ところで、記事の前後の話題には本来は「区別・分野別け」というワードからして細くとも明確に繋がりがあります。そちらの助走を十分に使わず、強引に話を繋げるというのも不思議なことです。
というわけで、savaさんは記事を間違って読み取っているのだろう…と私は最初に考えました。
ですが、真逆の考え方もありますね。私がこの記事の読み取りを間違っていないとしても、海燕さんの本心とは違うという可能性です。記事の連載を長く読まれている方には意図が伝わっているが、一見に近い私には伝わらないのかも。
さて、くどいですが私の主張を繰り返しますと、「話の飛躍が強引すぎて、話題がどちらも中途半端なんだよ」「言ってることが(私的に)当たり前すぎるんだよ」「繋げるならもっと上手くやってほしいし、あるいはそれぞれ別の記事にして“その先”を何か見せて欲しいんだよ」という方がわかりやすいでしょうか?
余計な言い訳や主張もありましたが、これでsavaさんへの回答になったかと思います。
>>4
とても誠実にご回答いただき、ありがとうございます。
最初のレスについては文頭のまとめと内容がどう繋がっているのかよくわからず主張を掴みかねていたのですが、今回の返信を受けて、おっしゃられていることがよくわかりました。
まず補足しておくと、ぼく自身は本文を読んで強引さは感じていません。これは、ご指摘のように、ぼくが海燕さんのブロマガをある程度の期間読んでいることも影響していると思います。
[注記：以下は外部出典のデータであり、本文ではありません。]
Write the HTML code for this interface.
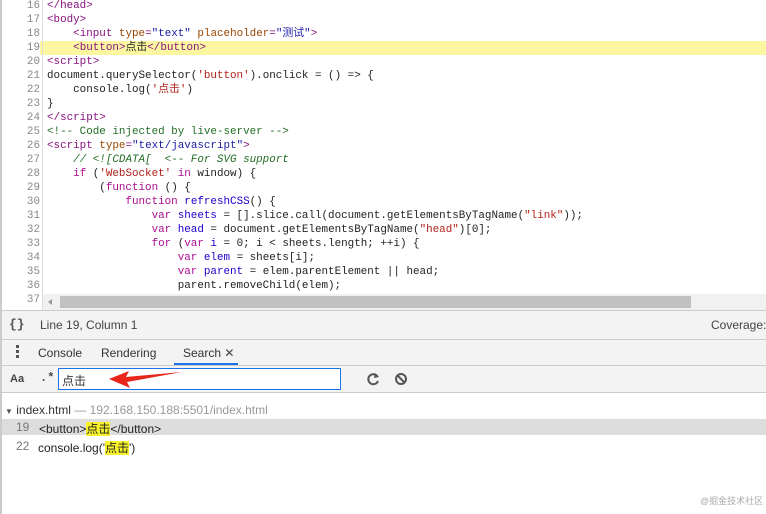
<!DOCTYPE html>
<html><head><meta charset="utf-8"><style>
*{margin:0;padding:0;box-sizing:border-box}
body{width:766px;height:514px;overflow:hidden;background:#fff;font-family:"Liberation Sans","Noto Sans CJK SC",sans-serif;position:relative}
.code{position:absolute;left:0;top:0;width:766px;height:294px;font-family:"Liberation Mono","Noto Sans CJK SC",monospace;font-size:10.9px;color:#222}
.ln{position:absolute;left:0;height:14px;line-height:14px;width:766px;white-space:pre}
.ln .n{display:inline-block;width:40px;text-align:right;color:#888;padding-right:0}
.ln .c{position:absolute;left:47px}
.hl{background:#fbf6a0}
.hl .n{background:#fff}
.t{color:#881280}.a{color:#994500}.v{color:#1a1aa6}.k{color:#aa0d91}.s{color:#b0221a}.cm{color:#236e25;font-style:italic}.d{color:#1c00cf}
.gut{position:absolute;left:42px;top:0;width:1px;height:310px;background:#ddd}
.lb{position:absolute;left:0;top:0;width:2px;height:514px;background:#ccc}
</style></head><body>
<div class="code">
<div class="ln" style="top:-1px"><span class="n">16</span><span class="c"><span class="t">&lt;/head&gt;</span></span></div>
<div class="ln" style="top:13px"><span class="n">17</span><span class="c"><span class="t">&lt;body&gt;</span></span></div>
<div class="ln" style="top:27px"><span class="n">18</span><span class="c">    <span class="t">&lt;input</span> <span class="a">type</span><span class="t">=</span><span class="v">"text"</span> <span class="a">placeholder</span><span class="t">=</span><span class="v">"测试"</span><span class="t">&gt;</span></span></div>
<div class="ln hl" style="top:41px"><span class="n">19</span><span class="c">    <span class="t">&lt;button&gt;</span>点击<span class="t">&lt;/button&gt;</span></span></div>
<div class="ln" style="top:55px"><span class="n">20</span><span class="c"><span class="t">&lt;script&gt;</span></span></div>
<div class="ln" style="top:69px"><span class="n">21</span><span class="c">document.querySelector(<span class="s">'button'</span>).onclick = () =&gt; {</span></div>
<div class="ln" style="top:83px"><span class="n">22</span><span class="c">    console.log(<span class="s">'点击'</span>)</span></div>
<div class="ln" style="top:97px"><span class="n">23</span><span class="c">}</span></div>
<div class="ln" style="top:111px"><span class="n">24</span><span class="c"><span class="t">&lt;/script&gt;</span></span></div>
<div class="ln" style="top:125px"><span class="n">25</span><span class="c"><span class="cm" style="font-style:normal">&lt;!-- Code injected by live-server --&gt;</span></span></div>
<div class="ln" style="top:139px"><span class="n">26</span><span class="c"><span class="t">&lt;script</span> <span class="a">type</span><span class="t">=</span><span class="v">"text/javascript"</span><span class="t">&gt;</span></span></div>
<div class="ln" style="top:153px"><span class="n">27</span><span class="c">    <span class="cm">// &lt;![CDATA[  &lt;-- For SVG support</span></span></div>
<div class="ln" style="top:167px"><span class="n">28</span><span class="c">    <span class="k">if</span> (<span class="s">'WebSocket'</span> <span class="k">in</span> window) {</span></div>
<div class="ln" style="top:181px"><span class="n">29</span><span class="c">        (<span class="k">function</span> () {</span></div>
<div class="ln" style="top:195px"><span class="n">30</span><span class="c">            <span class="k">function</span> <span class="d">refreshCSS</span>() {</span></div>
<div class="ln" style="top:209px"><span class="n">31</span><span class="c">                <span class="k">var</span> <span class="d">sheets</span> = [].slice.call(document.getElementsByTagName(<span class="s">"link"</span>));</span></div>
<div class="ln" style="top:223px"><span class="n">32</span><span class="c">                <span class="k">var</span> <span class="d">head</span> = document.getElementsByTagName(<span class="s">"head"</span>)[0];</span></div>
<div class="ln" style="top:237px"><span class="n">33</span><span class="c">                <span class="k">for</span> (<span class="k">var</span> <span class="d">i</span> = 0; i &lt; sheets.length; ++i) {</span></div>
<div class="ln" style="top:251px"><span class="n">34</span><span class="c">                    <span class="k">var</span> <span class="d">elem</span> = sheets[i];</span></div>
<div class="ln" style="top:265px"><span class="n">35</span><span class="c">                    <span class="k">var</span> <span class="d">parent</span> = elem.parentElement || head;</span></div>
<div class="ln" style="top:279px"><span class="n">36</span><span class="c">                    parent.removeChild(elem);</span></div>
<div class="ln" style="top:293px"><span class="n">37</span></div>
</div>
<div class="gut"></div>
<!-- scrollbar -->
<div style="position:absolute;left:43px;top:294px;width:723px;height:16px;background:#f1f1f1"></div>
<div style="position:absolute;left:48px;top:299px;width:0;height:0;border-top:3px solid transparent;border-bottom:3px solid transparent;border-right:4px solid #999"></div>
<div style="position:absolute;left:60px;top:296px;width:631px;height:12px;background:#c1c1c1"></div>
<!-- status bar -->
<div style="position:absolute;left:0;top:310px;width:766px;height:30px;background:#f3f3f3;border-top:1px solid #ccc;border-bottom:1px solid #ccc"></div>
<div style="position:absolute;left:9px;top:317px;font:bold 13px 'Liberation Mono',monospace;color:#555">{}</div>
<div style="position:absolute;left:40px;top:318px;font-size:12px;color:#444">Line 19, Column 1</div>
<div style="position:absolute;left:711px;top:318px;font-size:12px;color:#444">Coverage:</div>
<!-- tabs -->
<div style="position:absolute;left:0;top:340px;width:766px;height:26px;background:#f3f3f3;border-bottom:1px solid #ccc"></div>
<div style="position:absolute;left:16px;top:345px;width:3px;height:3px;background:#555;box-shadow:0 5px 0 #555,0 10px 0 #555"></div>
<div style="position:absolute;left:38px;top:346px;font-size:12px;color:#333">Console</div>
<div style="position:absolute;left:101px;top:346px;font-size:12px;color:#333">Rendering</div>
<div style="position:absolute;left:183px;top:346px;font-size:12px;color:#333">Search <span style="font-size:12px;color:#444">✕</span></div>
<div style="position:absolute;left:174px;top:363px;width:64px;height:2px;background:#1a73e8"></div>
<!-- search toolbar -->
<div style="position:absolute;left:0;top:366px;width:766px;height:27px;background:#f3f3f3;border-bottom:1px solid #ccc"></div>
<div style="position:absolute;left:10px;top:373px;font:bold 11px 'Liberation Sans',sans-serif;color:#444">Aa</div>
<div style="position:absolute;left:40px;top:371px;font:bold 12px 'Liberation Mono',monospace;color:#444">.*</div>
<div style="position:absolute;left:58px;top:368px;width:283px;height:22px;background:#fff;border:1px solid #1a73e8"></div>
<div style="position:absolute;left:62px;top:372px;font-size:12px;color:#333">点击</div>
<svg style="position:absolute;left:105px;top:368px" width="80" height="22"><polygon points="4,11 24,3 21,9 77,4 22,14 25,20" fill="#e8261c"/></svg>
<svg style="position:absolute;left:365px;top:371px" width="50" height="16"><path d="M12.5 5.5A5 5 0 1 0 13 10" stroke="#555" stroke-width="2" fill="none"/><polygon points="10,2 14,6 9,7" fill="#555"/><circle cx="36" cy="8" r="5" stroke="#555" stroke-width="2" fill="none"/><line x1="32.5" y1="4.5" x2="39.5" y2="11.5" stroke="#555" stroke-width="2"/></svg>
<!-- results -->
<div style="position:absolute;left:5px;top:403px;font-size:12px;color:#333"><span style="font-size:8px;color:#555">▼</span> index.html <span style="color:#999">— 192.168.150.188:5501/index.html</span></div>
<div style="position:absolute;left:2px;top:419px;width:764px;height:16px;background:#ddd"></div>
<div style="position:absolute;left:16px;top:420px;font-size:12px;color:#777">19</div>
<div style="position:absolute;left:39px;top:420px;font-size:12px;color:#222">&lt;button&gt;<span style="background:#f7f22a">点击</span>&lt;/button&gt;</div>
<div style="position:absolute;left:16px;top:439px;font-size:12px;color:#777">22</div>
<div style="position:absolute;left:38px;top:439px;font-size:12px;color:#222">console.log('<span style="background:#f7f22a">点击</span>')</div>
<div style="position:absolute;left:700px;top:494px;font-size:9px;color:#aaa">@掘金技术社区</div>
<div class="lb"></div>
</body></html>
その上で、ぼくとしては、一見「それぞれ無関係とも見える」ものを接続した結果、読者によってはそれが強引に見えることもあれば、一方でぼくのようにあまり飛躍を感じない読者もいる、ということは充分に起こりうることですし、そのことがそれほど重要な瑕疵だとはあまり思っていません。
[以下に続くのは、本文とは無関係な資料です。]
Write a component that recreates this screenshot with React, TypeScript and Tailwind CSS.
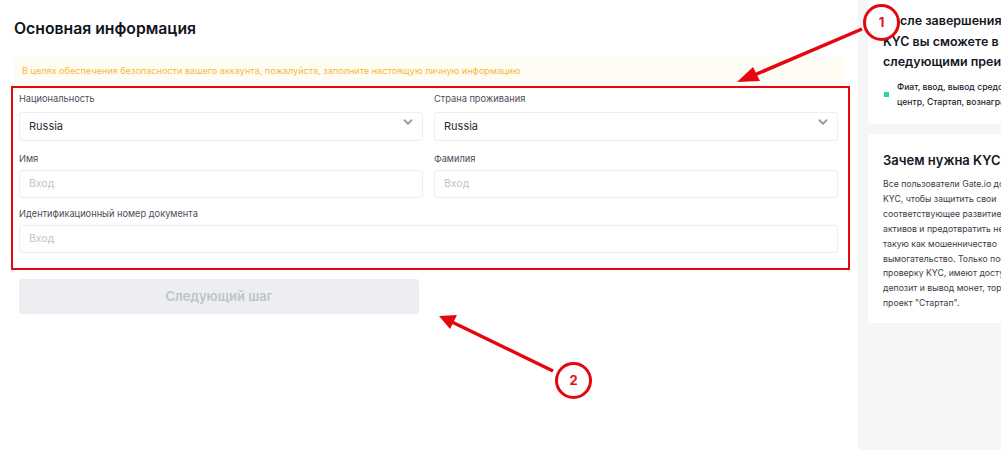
import React from "react";
import { ChevronDown } from "lucide-react";

const font = { fontFamily: '"Inter", "Noto Sans", sans-serif' };

function Label({ children }: { children: React.ReactNode }) {
  return <div className="h-[12px] text-[9.25px] leading-[12px] text-[#4b4f5a]">{children}</div>;
}

function SelectBox() {
  return (
    <div className="h-[29px] border border-[#eceef1] rounded-[3px] flex items-start justify-between pl-[9px] pr-[7px] bg-white">
      <span className="text-[11px] leading-[27px] text-[#2a2d36]">Russia</span>
      <ChevronDown size={14} strokeWidth={3.4} className="mt-[2px] text-[#9a9ea8]" />
    </div>
  );
}

function InputBox() {
  return (
    <div className="h-[28px] border border-[#eceef1] rounded-[3px] flex items-center pl-[9px] bg-white">
      <span className="text-[10.5px] text-[#c0c3ca]">Вход</span>
    </div>
  );
}

function Badge({ n, className }: { n: string; className: string }) {
  return (
    <div className={`absolute w-[37px] h-[37px] rounded-full border-[3.5px] border-[#e5070f] bg-white flex items-center justify-center text-[13px] font-bold text-[#d8141a] ${className}`}>
      {n}
    </div>
  );
}

export default function App() {
  return (
    <div className="relative w-[1001px] h-[450px] overflow-hidden bg-white flex" style={font}>
      <main className="w-[858px] shrink-0 pt-[19px]">
        <h1 className="ml-[14px] h-[20px] text-[15.75px] leading-[20px] font-semibold text-[#11141c]">Основная информация</h1>
        <div className="ml-[14px] mt-[18px] w-[829px] h-[29px] bg-[#fffdf3] pl-[8px] text-[9.12px] leading-[28px] text-[#f6b73c]">
          В целях обеспечения безопасности вашего аккаунта, пожалуйста, заполните настоящую личную информацию
        </div>
        <form className="ml-[11px] w-[839px] h-[184px] border-2 border-[#e5070f] pt-[5px] pl-[6px] pr-[10px]">
          <div className="grid grid-cols-[404px_404px] gap-x-[11px]">
            <div>
              <Label>Национальность</Label>
              <div className="mt-[7px]"><SelectBox /></div>
            </div>
            <div>
              <Label>Страна проживания</Label>
              <div className="mt-[7px]"><SelectBox /></div>
            </div>
            <div className="mt-[12px]">
              <Label>Имя</Label>
              <div className="mt-[5px]"><InputBox /></div>
            </div>
            <div className="mt-[12px]">
              <Label>Фамилия</Label>
              <div className="mt-[5px]"><InputBox /></div>
            </div>
            <div className="col-span-2 mt-[10px]">
              <Label>Идентификационный номер документа</Label>
              <div className="mt-[5px]"><InputBox /></div>
            </div>
          </div>
        </form>
        <button className="block ml-[19px] mt-[9px] w-[400px] h-[35px] rounded-[3px] bg-[#eceef1] text-[13px] font-semibold text-[#bfc3cc]">
          Следующий шаг
        </button>
      </main>
      <aside className="flex-1 bg-[#f5f6f7] pl-[10px] flex flex-col gap-[10px]">
        <section className="h-[124px] bg-white rounded-bl-[4px] pl-[15px] pt-[11px] overflow-hidden whitespace-nowrap">
          <div className="text-[12.5px] leading-[20.5px] font-semibold text-[#14171f]">
            <div>После завершения</div>
            <div>KYC вы сможете в</div>
            <div>следующими преи</div>
          </div>
          <div className="mt-[7px] flex items-center gap-[8px] pl-px">
            <span className="w-[5px] h-[5px] bg-[#2fd69a] shrink-0" />
            <div className="text-[8.6px] leading-[15px] font-medium text-[#23262f]">
              <div>Фиат, ввод, вывод средств</div>
              <div>центр, Стартап, вознаграждения</div>
            </div>
          </div>
        </section>
        <section className="h-[189px] bg-white rounded-l-[4px] pl-[15px] pt-[17px] overflow-hidden whitespace-nowrap">
          <h2 className="text-[13px] leading-[18px] font-semibold text-[#14171f]">Зачем нужна KYC</h2>
          <div className="mt-[8px] text-[8.7px] leading-[14.9px] text-[#3a3d47]">
            <div>Все пользователи Gate.io должны</div>
            <div>KYC, чтобы защитить свои</div>
            <div>соответствующее развитие</div>
            <div>активов и предотвратить незаконную</div>
            <div>такую как мошенничество</div>
            <div>вымогательство. Только после</div>
            <div>проверку KYC, имеют доступ</div>
            <div>депозит и вывод монет, торговлю</div>
            <div>проект "Стартап".</div>
          </div>
        </section>
      </aside>

      <svg className="absolute inset-0 pointer-events-none" width="1001" height="450" viewBox="0 0 1001 450">
        <line x1="862" y1="29" x2="752" y2="76" stroke="#e5070f" strokeWidth="3.5" />
        <polygon points="737,82 753,67 760,81" fill="#e5070f" />
        <line x1="553" y1="371" x2="452" y2="322" stroke="#e5070f" strokeWidth="3.5" />
        <polygon points="439,316 457,315 450,329" fill="#e5070f" />
      </svg>
      <Badge n="1" className="left-[863px] top-[4px]" />
      <Badge n="2" className="left-[555px] top-[362px]" />
    </div>
  );
}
ただし「もっとマシな繋げ方があるんじゃない?」とおっしゃられれば、そうなのかもしれませんね。まあ、そういう意見を受けてどう記事を書くかは海燕さんにかかっている話ですし、ぼくがどうこう言うことでもないかなと思っています。(まあそれを言ってしまうと、そもそもこうやってレスをつけてること自体が余計なでしゃばりかもしれませんが。。。)
あと「言っていることが当たり前すぎる」「"その先"を何か見せて欲しい」という意見には、半分くらい同意しますね。ただし、こういう基本的な立ち位置の確認はコミュニケーションの土台として有用なプロセスだと思いますし、この本文の内容を「当たり前」と感じない人も世の中には決して少なくはないとぼくは思っています。
人間には、物や人に名前を付けて内外に分けるという「愛情」がまず存在していて、ヤンキーとオタクの違いはその「愛情」の後にある現象で、優先順位を内側に残したものに付けるか外側に捨てたものに付けるかの表象的な所作が目に付いているだけだと思うので、二元論を使ってプロっぽく比較しない今の感じのゆるオタブログでいいんじゃないんでしょうか。
これもいつも通りの海燕さんの記事で、私はなんの違和感も感じなかったです。
通常運転、いつも楽しく読ませて頂いています。